#### [Short problem]
Examine each line of the data. Copy those that contain the string "screenshot".

#### [Excerpted records]
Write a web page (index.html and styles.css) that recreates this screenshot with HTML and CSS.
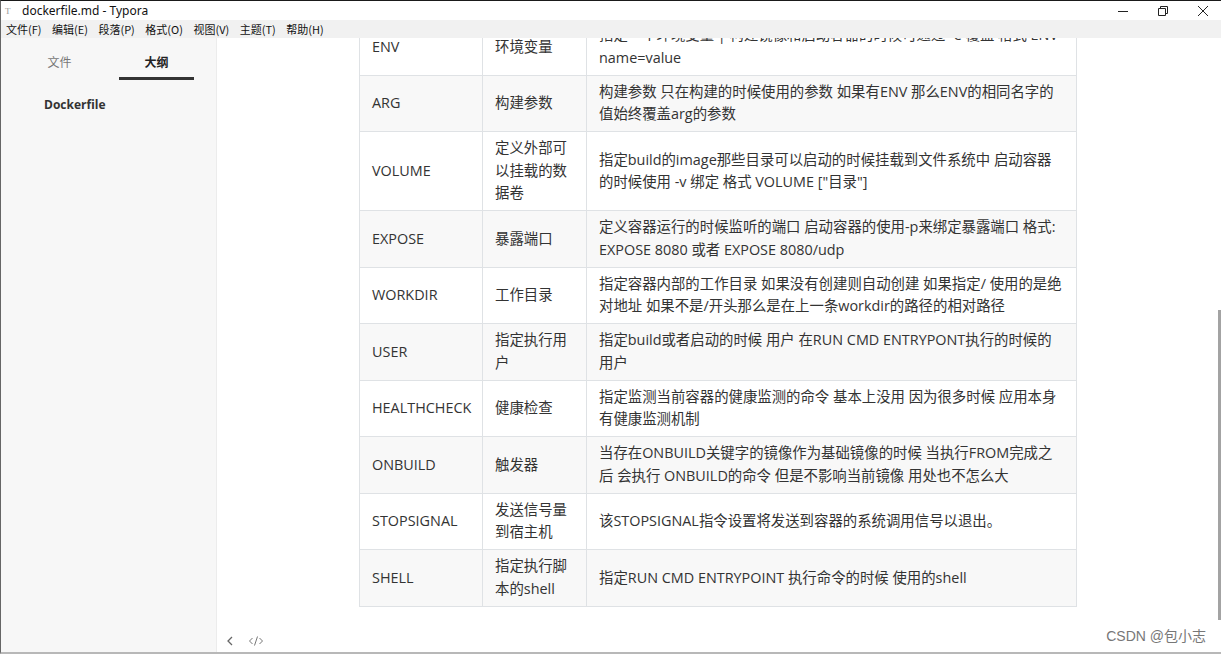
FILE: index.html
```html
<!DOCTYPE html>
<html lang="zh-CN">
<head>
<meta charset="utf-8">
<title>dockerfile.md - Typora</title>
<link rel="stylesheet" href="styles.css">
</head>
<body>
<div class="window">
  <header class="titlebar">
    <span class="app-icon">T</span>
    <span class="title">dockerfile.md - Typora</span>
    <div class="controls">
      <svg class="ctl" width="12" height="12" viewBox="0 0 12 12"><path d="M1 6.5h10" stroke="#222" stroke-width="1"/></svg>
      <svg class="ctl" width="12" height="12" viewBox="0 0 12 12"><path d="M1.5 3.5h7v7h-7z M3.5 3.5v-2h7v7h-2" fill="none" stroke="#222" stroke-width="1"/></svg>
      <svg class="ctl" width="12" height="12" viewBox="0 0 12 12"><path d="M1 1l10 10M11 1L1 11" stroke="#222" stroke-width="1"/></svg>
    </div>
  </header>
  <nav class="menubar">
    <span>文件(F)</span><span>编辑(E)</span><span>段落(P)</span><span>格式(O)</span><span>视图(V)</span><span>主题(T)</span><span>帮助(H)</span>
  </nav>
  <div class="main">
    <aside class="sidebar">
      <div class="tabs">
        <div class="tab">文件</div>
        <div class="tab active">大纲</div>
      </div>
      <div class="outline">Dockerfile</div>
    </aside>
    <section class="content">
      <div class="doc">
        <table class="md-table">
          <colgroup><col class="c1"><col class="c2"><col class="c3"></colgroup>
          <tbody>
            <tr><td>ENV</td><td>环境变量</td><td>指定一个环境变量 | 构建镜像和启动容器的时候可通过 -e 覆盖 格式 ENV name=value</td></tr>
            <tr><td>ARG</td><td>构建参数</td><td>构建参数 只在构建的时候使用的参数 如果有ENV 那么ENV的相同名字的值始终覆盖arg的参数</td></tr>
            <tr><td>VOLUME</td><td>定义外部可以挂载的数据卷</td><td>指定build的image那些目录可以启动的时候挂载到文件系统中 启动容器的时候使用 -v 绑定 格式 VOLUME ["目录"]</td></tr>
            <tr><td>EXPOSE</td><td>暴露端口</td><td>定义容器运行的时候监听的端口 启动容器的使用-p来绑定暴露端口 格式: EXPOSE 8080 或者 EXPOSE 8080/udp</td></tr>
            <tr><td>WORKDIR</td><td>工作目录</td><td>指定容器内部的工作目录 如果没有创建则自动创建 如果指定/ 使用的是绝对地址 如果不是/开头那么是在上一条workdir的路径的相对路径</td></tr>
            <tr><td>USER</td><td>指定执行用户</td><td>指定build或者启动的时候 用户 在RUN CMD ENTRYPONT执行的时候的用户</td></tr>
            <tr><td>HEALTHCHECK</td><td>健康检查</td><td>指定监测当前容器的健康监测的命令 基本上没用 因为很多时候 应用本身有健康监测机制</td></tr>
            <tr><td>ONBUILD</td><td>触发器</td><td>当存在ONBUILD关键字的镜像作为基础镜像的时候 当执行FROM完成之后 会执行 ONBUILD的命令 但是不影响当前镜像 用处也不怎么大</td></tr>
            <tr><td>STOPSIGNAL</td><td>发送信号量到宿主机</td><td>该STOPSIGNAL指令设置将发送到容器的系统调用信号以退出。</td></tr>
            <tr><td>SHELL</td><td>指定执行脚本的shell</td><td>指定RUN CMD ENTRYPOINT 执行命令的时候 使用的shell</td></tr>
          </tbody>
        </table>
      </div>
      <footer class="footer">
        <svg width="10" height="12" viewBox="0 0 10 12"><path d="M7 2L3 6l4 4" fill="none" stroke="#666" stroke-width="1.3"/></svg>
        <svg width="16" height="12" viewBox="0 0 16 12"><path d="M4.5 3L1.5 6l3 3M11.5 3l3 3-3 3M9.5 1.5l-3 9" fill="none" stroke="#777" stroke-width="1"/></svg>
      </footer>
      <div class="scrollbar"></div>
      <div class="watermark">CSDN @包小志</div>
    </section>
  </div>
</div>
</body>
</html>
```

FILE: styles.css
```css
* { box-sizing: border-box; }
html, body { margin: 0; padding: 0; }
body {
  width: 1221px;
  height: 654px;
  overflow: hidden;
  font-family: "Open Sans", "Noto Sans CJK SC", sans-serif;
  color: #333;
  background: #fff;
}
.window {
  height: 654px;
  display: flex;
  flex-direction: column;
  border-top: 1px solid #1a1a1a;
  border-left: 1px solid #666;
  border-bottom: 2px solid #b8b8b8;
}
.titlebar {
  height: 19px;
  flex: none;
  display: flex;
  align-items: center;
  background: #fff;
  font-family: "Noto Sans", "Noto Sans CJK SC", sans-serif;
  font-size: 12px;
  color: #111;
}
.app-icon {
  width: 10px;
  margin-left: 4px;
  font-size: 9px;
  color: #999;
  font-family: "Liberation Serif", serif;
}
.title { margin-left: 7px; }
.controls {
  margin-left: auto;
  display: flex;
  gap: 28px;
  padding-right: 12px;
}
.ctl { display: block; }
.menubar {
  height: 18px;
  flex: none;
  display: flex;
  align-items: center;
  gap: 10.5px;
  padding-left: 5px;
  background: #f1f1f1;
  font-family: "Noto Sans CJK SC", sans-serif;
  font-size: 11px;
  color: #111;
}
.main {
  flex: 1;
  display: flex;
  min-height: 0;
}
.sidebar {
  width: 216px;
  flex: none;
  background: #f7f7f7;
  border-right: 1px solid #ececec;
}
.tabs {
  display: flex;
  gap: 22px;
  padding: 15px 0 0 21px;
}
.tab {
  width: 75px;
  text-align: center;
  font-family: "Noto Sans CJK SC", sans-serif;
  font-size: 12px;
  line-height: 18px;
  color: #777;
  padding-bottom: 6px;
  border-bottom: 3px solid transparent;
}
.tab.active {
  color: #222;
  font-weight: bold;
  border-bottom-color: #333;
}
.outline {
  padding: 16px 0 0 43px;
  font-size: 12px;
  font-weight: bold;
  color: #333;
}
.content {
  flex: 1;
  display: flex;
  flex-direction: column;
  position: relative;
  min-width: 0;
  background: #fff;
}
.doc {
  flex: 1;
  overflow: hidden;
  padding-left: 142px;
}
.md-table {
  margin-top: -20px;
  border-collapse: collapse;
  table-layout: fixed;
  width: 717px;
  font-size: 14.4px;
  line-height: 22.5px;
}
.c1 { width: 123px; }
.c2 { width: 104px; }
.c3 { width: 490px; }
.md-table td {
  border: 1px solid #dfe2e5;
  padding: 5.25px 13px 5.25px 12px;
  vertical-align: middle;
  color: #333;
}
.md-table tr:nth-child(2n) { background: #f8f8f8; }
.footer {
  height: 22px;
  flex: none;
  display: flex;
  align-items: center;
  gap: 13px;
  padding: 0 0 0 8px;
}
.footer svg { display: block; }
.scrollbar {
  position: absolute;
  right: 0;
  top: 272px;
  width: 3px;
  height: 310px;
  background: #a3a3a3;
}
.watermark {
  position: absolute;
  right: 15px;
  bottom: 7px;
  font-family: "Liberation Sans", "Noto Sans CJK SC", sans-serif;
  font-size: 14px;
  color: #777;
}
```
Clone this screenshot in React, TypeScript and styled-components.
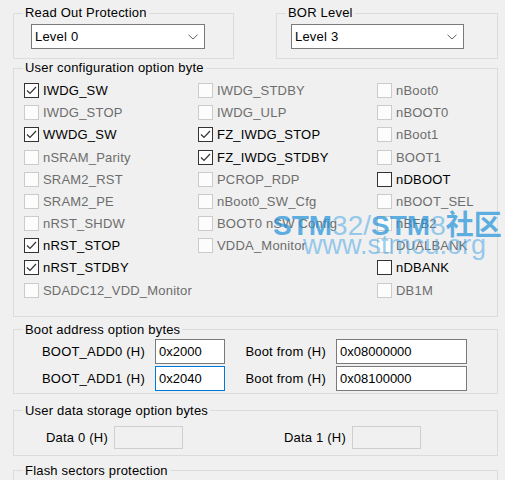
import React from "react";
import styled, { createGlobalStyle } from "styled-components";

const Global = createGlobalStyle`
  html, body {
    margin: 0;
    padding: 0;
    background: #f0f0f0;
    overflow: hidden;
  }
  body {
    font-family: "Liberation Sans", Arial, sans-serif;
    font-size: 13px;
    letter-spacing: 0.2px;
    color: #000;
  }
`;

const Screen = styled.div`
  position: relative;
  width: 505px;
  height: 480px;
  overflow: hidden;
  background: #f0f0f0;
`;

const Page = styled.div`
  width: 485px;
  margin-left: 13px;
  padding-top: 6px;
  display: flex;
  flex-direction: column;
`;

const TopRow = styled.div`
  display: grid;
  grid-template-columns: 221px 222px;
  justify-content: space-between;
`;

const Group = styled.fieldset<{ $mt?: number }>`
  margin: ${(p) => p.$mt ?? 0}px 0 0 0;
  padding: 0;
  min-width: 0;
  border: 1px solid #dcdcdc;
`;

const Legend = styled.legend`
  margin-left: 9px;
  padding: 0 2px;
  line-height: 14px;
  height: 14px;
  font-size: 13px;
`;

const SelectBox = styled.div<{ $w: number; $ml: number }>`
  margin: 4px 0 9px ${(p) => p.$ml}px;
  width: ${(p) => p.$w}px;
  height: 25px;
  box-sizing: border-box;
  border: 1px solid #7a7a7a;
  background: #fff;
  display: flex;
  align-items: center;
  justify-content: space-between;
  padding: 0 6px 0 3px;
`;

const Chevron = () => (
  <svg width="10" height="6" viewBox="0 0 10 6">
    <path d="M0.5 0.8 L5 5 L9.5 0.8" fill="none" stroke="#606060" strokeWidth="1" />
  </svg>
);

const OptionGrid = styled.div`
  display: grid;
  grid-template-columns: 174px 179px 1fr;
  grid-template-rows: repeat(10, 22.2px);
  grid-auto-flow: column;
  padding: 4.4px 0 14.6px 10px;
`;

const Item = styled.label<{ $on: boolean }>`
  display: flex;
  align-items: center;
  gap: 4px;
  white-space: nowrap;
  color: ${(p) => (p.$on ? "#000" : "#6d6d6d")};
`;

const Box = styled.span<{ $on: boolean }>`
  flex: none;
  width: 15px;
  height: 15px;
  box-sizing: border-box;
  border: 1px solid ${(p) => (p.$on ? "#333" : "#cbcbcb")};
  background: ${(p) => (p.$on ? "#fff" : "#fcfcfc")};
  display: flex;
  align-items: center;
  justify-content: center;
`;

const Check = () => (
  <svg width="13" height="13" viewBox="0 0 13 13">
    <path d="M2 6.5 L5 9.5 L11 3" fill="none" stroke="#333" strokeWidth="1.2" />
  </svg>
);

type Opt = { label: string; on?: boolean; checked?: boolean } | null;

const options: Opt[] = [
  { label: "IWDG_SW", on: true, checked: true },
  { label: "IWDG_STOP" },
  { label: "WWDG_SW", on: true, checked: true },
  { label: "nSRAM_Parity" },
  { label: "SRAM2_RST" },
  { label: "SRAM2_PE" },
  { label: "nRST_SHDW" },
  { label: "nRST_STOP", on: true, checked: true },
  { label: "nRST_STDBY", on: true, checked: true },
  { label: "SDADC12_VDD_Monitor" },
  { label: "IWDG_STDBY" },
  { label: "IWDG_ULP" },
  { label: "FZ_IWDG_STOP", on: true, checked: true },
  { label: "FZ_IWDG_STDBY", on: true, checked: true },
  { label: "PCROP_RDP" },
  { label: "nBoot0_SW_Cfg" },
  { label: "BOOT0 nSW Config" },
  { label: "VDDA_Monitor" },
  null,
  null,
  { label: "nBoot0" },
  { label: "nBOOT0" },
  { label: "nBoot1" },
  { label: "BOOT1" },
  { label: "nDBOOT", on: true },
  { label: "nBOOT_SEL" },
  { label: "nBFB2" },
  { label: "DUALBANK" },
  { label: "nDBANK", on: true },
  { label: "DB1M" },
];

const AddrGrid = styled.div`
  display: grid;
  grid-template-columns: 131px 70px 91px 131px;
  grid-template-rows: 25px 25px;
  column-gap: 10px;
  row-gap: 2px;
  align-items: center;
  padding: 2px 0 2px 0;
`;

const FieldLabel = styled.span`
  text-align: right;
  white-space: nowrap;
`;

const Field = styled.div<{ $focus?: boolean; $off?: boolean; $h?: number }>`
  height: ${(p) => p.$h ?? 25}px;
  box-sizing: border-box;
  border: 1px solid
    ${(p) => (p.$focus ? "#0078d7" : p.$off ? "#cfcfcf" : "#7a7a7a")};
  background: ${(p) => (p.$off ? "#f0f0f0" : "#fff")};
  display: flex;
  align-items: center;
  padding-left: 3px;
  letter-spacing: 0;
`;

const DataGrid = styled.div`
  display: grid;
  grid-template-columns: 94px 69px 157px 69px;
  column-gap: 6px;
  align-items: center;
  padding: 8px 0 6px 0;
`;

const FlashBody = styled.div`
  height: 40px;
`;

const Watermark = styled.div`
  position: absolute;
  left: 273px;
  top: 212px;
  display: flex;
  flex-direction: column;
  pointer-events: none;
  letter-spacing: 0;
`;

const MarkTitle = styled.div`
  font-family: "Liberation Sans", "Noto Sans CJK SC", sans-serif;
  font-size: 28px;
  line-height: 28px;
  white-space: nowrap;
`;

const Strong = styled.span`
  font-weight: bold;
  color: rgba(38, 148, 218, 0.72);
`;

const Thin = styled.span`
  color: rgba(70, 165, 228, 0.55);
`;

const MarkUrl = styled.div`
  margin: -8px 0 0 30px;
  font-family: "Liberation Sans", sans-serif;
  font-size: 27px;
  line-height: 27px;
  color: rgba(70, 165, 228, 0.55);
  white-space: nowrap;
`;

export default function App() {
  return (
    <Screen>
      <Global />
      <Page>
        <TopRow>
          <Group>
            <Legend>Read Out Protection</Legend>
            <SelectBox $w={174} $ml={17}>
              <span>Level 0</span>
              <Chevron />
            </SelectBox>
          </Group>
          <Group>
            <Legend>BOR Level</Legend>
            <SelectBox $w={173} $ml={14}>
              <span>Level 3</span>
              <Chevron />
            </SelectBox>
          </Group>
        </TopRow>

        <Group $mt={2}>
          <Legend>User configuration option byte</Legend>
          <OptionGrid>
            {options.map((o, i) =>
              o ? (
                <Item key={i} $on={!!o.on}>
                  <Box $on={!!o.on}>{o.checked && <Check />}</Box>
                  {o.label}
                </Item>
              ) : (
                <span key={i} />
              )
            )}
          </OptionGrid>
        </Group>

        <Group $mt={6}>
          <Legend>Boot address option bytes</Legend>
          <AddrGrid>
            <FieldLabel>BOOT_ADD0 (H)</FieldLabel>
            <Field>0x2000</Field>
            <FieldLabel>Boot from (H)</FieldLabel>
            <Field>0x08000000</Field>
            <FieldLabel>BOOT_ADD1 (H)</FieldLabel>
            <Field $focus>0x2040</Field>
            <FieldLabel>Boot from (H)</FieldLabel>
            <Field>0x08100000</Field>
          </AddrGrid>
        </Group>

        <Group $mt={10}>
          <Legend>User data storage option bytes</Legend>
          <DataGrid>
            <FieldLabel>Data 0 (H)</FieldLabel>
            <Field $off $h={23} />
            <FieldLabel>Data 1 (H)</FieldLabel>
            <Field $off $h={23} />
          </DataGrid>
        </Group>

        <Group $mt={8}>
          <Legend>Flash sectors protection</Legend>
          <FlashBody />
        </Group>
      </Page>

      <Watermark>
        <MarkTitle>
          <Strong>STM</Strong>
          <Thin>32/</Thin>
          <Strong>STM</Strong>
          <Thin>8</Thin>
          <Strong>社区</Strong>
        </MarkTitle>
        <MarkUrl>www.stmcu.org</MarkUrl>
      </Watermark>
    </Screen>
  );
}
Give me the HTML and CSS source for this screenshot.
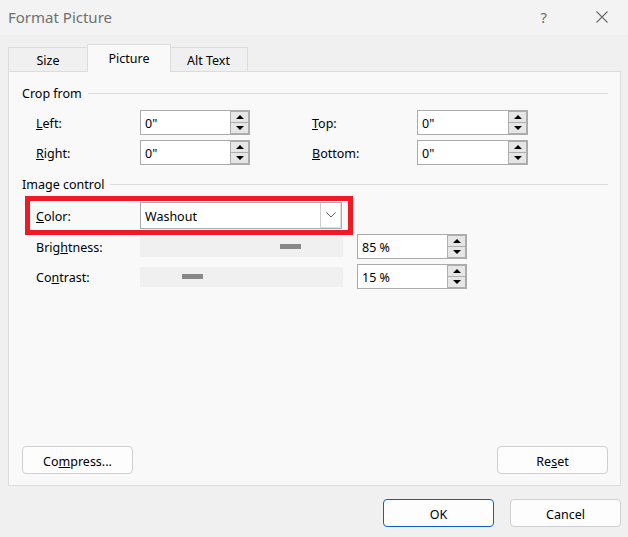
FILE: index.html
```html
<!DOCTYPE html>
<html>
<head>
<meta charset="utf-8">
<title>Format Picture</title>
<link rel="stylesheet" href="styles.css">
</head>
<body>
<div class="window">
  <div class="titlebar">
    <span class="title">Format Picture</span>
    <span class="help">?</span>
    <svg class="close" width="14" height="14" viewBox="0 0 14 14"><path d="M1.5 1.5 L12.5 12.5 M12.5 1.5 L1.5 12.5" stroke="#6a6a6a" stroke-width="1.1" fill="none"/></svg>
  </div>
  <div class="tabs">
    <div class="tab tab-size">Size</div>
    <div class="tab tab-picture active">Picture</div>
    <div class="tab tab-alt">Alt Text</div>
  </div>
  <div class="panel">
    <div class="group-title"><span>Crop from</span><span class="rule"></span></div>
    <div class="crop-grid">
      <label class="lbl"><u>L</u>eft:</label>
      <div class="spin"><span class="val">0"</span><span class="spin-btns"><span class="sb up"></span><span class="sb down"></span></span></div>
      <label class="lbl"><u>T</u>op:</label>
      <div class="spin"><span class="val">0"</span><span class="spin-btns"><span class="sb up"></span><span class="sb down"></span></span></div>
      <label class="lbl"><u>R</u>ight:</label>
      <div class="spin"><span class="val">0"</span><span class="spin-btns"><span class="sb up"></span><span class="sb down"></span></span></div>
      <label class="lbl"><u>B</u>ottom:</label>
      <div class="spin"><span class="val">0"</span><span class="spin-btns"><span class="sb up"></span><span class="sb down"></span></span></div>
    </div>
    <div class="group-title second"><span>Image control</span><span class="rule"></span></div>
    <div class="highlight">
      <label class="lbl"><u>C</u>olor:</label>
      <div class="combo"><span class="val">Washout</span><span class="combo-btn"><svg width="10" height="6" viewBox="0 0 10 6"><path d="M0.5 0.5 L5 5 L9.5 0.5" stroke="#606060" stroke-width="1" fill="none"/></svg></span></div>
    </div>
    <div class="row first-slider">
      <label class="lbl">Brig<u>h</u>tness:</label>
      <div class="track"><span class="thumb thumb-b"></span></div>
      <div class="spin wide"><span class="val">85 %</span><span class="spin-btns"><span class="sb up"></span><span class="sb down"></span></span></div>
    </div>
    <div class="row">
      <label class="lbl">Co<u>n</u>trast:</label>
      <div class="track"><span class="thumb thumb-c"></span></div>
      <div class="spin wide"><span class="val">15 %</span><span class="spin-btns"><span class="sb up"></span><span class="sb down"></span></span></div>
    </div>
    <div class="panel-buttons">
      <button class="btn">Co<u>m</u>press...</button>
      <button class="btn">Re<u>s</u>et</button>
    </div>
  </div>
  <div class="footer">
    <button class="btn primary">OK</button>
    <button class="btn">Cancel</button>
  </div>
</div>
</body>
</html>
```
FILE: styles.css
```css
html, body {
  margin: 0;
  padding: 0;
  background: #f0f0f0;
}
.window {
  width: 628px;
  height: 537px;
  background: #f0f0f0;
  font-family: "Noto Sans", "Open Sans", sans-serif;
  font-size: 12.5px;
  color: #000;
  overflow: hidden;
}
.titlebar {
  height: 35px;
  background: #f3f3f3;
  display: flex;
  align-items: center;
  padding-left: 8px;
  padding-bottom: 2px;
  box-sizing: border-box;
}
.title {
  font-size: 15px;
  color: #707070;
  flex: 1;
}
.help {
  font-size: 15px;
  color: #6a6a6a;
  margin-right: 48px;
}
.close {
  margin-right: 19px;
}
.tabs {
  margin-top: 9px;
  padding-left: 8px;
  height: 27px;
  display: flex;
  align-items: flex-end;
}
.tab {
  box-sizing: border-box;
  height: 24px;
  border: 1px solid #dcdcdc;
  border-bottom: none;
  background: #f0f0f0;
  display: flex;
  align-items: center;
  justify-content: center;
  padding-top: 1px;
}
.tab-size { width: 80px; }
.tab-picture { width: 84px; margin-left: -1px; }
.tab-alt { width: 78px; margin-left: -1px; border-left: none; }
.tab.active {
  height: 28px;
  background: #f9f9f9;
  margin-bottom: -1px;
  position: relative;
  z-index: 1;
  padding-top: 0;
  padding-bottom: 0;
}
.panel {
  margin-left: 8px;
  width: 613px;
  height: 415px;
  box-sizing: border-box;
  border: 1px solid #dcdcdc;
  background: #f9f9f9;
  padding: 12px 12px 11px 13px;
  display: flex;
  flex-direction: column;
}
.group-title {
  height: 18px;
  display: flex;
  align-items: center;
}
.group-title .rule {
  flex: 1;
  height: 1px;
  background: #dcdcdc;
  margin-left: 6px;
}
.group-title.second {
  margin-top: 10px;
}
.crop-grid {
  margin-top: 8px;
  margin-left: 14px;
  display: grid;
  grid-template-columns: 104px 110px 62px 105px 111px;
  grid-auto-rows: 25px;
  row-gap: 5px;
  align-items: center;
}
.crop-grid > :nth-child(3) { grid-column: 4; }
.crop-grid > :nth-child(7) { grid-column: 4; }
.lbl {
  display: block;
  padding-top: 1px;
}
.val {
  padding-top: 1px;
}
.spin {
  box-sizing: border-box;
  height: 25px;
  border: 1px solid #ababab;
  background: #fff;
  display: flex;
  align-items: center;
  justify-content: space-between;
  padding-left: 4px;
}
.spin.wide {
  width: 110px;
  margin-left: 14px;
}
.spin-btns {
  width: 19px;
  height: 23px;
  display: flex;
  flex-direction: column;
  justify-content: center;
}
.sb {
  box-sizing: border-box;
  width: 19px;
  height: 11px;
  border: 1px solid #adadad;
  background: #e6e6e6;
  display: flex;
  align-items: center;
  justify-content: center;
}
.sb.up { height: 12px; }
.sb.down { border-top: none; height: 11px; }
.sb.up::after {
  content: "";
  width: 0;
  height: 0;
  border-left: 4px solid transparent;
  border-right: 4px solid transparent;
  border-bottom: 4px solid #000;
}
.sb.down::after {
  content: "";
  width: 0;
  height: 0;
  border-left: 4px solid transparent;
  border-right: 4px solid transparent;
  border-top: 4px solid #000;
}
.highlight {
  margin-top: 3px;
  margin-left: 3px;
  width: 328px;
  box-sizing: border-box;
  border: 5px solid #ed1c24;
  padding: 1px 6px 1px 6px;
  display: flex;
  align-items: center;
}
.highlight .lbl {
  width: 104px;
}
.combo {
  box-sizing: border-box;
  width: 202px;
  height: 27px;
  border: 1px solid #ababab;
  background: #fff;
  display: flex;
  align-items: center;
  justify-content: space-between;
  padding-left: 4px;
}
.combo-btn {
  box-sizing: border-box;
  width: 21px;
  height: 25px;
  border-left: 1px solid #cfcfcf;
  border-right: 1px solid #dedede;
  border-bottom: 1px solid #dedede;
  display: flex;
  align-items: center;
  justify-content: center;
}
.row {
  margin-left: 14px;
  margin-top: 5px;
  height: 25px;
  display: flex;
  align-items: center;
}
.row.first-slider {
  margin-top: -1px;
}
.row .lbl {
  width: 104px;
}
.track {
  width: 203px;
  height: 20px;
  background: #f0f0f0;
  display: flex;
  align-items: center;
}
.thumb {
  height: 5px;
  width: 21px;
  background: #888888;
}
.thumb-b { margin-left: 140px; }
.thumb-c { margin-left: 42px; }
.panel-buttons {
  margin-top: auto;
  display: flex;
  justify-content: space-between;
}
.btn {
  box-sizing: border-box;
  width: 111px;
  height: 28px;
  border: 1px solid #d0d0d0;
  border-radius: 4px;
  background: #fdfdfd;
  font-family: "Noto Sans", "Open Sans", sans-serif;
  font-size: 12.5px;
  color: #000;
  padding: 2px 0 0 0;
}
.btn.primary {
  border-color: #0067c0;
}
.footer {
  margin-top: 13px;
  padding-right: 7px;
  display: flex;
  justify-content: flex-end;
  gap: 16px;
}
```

#### [Task output]
Write a web page (index.html and styles.css) that recreates this screenshot with HTML and CSS.
Clone this screenshot in React, TypeScript and styled-components.
Give me the HTML and CSS source for this screenshot.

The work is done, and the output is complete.